President Obama nominated three candidates for the D.C. Circuit Court of Appeals this summer, and Democrats on the Senate Judiciary Committee have already hurried two of them through perfunctory hearings. One of them, law professor Cornelia Pillard, comes up for a vote before the committee on Thursday. The D.C. Circuit is not in desperate need of judges; just the opposite, in fact — it is underworked. The number of cases filed per active judge last year was almost the same as it was in 2005, when Democrats were bleating that there was no reason to fill the seats with Bush appointees. The only upside to a rushed confirmation process would be faster rubber stamps for this president’s ambitious regulatory agenda.
Pillard epitomizes why the president’s nominees demand thorough examination, because her relative candor in the past has revealed just how unsuited she is for a judgeship (and forced her to feed obviously dishonest answers to senators’ questions). The other two Obama nominees are not necessarily any more reasonable, but without sufficient deliberation we will never know.
The most controversial aspect of her oeuvre uncovered thus far is a 2007 law-review article in which she encourages federal judges to apply equal-protection standards to “reproductive choices.” Applying equal protection to push feminist goals — abortion access, chiefly — has long been a goal of the left wing of our legal system (Justice Ginsburg is a fan). But Pillard believes it should go much further: Equal protection demands that sex-education programs be thoroughly “egalitarian” and devoid of sex-based “stereotyping.”
That alone would be a perverse understanding of equal protection and the proper ambit of the courts, clearly impinging on the rights of state and local governments. Further, she distorts beyond recognition what her standards imply: She argues that any program promoting abstinence as its main message inherently stereotypes the sexes, and that properly egalitarian education, among other things, must “affirm the value of sexual pleasure for females as well as males.” Under questioning by Republican members of the Judiciary Committee, Pillard denied the details of her argument and even contended that she didn’t think it appropriate for federal courts to invalidate abstinence-only programs. But in her article she affirmatively argues for federal judicial enforcement of her vague standards for “egalitarian” sex educations.

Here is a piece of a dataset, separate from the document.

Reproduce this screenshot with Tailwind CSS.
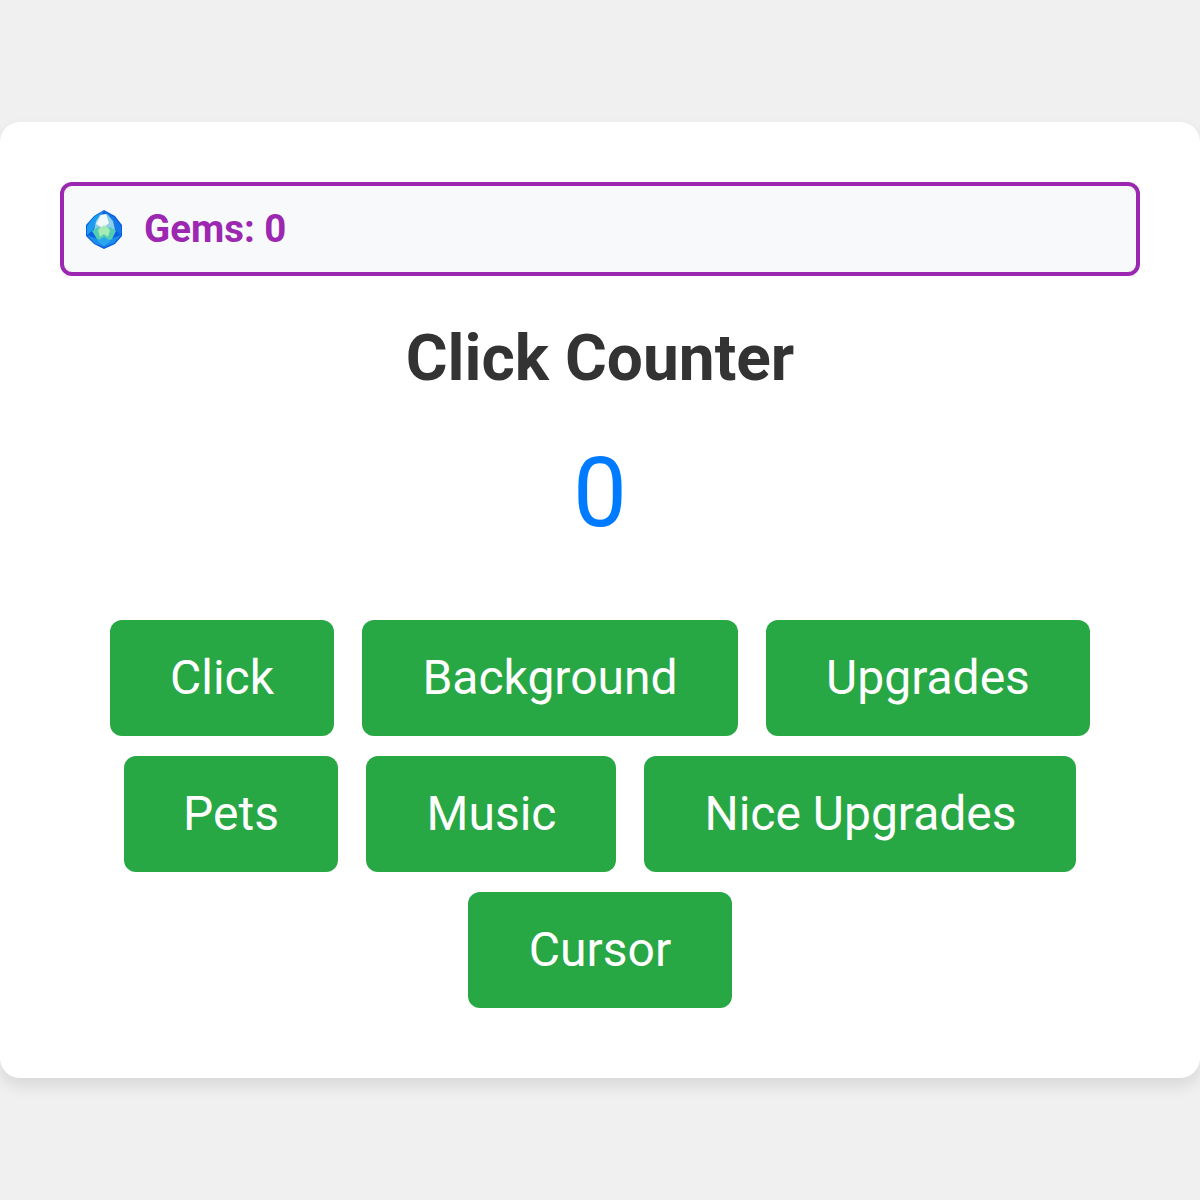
<!DOCTYPE html>
<html lang="en">
<head>
    <meta charset="UTF-8">
    <title>Click Counter</title>
    <script src="https://cdn.jsdelivr.net/npm/@tailwindcss/browser@4"></script>
</head>
<body class="bg-[#f0f0f0] font-['Roboto',sans-serif]">
    <div class="h-[1200px] flex items-center">
        <div class="w-full bg-white rounded-[20px] shadow-[0_8px_16px_rgba(0,0,0,0.1)] px-[60px] pt-[60px] pb-[70px]">
            <!-- Gems -->
            <div class="flex items-center h-[94px] border-4 border-[#9c27b0] rounded-xl bg-[#f8f9fa] pl-[22px]">
                <svg class="w-9 h-[39px] mr-[22px] blur-[0.3px]" viewBox="0 0 36 39">
                    <polygon points="18,0 29,6 36,15 36,26 29,34 18,39 8,34 0,26 0,15 8,6" fill="#0a5fe0"/>
                    <polygon points="18,1 8,7 1,16 1,25 7,20 11,11" fill="#1c9cf0"/>
                    <polygon points="18,1 28,7 35,16 35,25 28,19 24,10" fill="#1478e8"/>
                    <polygon points="1,25 8,33 18,37 28,33 35,25 27,28 18,31 9,28" fill="#1a8cec"/>
                    <polygon points="14,5 21,4 27,11 29,20 18,25 8,20 10,11" fill="#8fcfe6"/>
                    <polygon points="15,5 20,4 23,13 17,18 10,14" fill="#f2f8fa"/>
                    <polygon points="6,21 12,17 18,22 24,17 30,21 26,29 18,33 11,29" fill="#52cdb4"/>
                    <polygon points="12,20 18,15 24,20 22,27 18,24 14,27" fill="#a6ecb2"/>
                    <polygon points="11,31 18,27 25,31 18,36" fill="#2aa6ec"/>
                </svg>
                <span class="text-[38.4px] font-bold text-[#9c27b0]">Gems: 0</span>
            </div>

            <h1 class="mt-[45px] text-center text-[64px] leading-[75px] font-bold text-[#333]">Click Counter</h1>
            <div class="mt-[41px] text-center text-[96px] leading-[112px] text-[#007bff]">0</div>

            <!-- Buttons -->
            <div class="mt-[71px] flex flex-wrap justify-center gap-x-7 gap-y-5">
                <button class="w-[224px] bg-[#28a745] text-white text-[48px] leading-[56px] py-[30px] rounded-xl">Click</button>
                <button class="w-[376px] bg-[#28a745] text-white text-[48px] leading-[56px] py-[30px] rounded-xl">Background</button>
                <button class="w-[324px] bg-[#28a745] text-white text-[48px] leading-[56px] py-[30px] rounded-xl">Upgrades</button>
                <button class="w-[214px] bg-[#28a745] text-white text-[48px] leading-[56px] py-[30px] rounded-xl">Pets</button>
                <button class="w-[250px] pl-[1px] bg-[#28a745] text-white text-[48px] leading-[56px] py-[30px] rounded-xl">Music</button>
                <button class="w-[432px] pl-[1px] bg-[#28a745] text-white text-[48px] leading-[56px] py-[30px] rounded-xl">Nice Upgrades</button>
                <button class="w-[264px] bg-[#28a745] text-white text-[48px] leading-[56px] py-[30px] rounded-xl">Cursor</button>
            </div>
        </div>
    </div>
</body>
</html>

Her application of equal protection asks judges to police curricula not only for excessive stereotyping but also for insufficient affirmation of what amounts to feminist dogma. Regardless, someone who believes the judiciary can and should contort constitutional concepts — to say nothing of ordinary words — to advance plainly ideological preferences should never be entrusted with a federal judgeship.
Perhaps the single clearest indicator of the extremity of Pillard’s views is her suggestion, prior to the Supreme Court’s 9–0 decision in Hosanna-Tabor v. EEOC that the Lutheran Church had a broad religious-liberty right to select its ministers, that the church’s argument was “a substantial threat to the rule of law” and unlikely to be upheld. When asked by the Judiciary Committee, she shrugged off this revelation of a radical view on religious freedom by sheepishly saying she had just wrongly predicted what the court would do, when she had also — wrongly and dangerously — recommended what the court should do.
In a written questionnaire, Pillard dodged a question about the confidentiality of legal memos pertaining to Miguel Estrada, a controversial Bush judicial nominee who was filibustered by Senate Democrats, proclaiming she would have endorsed him. She earnestly informed the Judiciary Committee that she believes her law-school contemporary and Harvard Law Review colleague “was well qualified to serve on the D.C. Circuit and should have been confirmed.” She’s right, but twelve years too late and devoid of any sincerity.
Pillard is a skilled written and oral advocate, and her testimony so far has done well to obscure her damning record. Every time she is asked to defend her work, the stack of hopelessly deceptive answers grows. Cross-examination of nominees should have reasonable limits, but Pillard’s casuistry would inevitably degrade under more examination — and so might that of other Obama nominees, if time is taken to consider their less public beliefs.
The need for a rapidly filled D.C. Circuit is about as pressing as the equal-protection problems presented by sex-education curricula. We hope Democrats and Republicans in the Senate will recognize as much.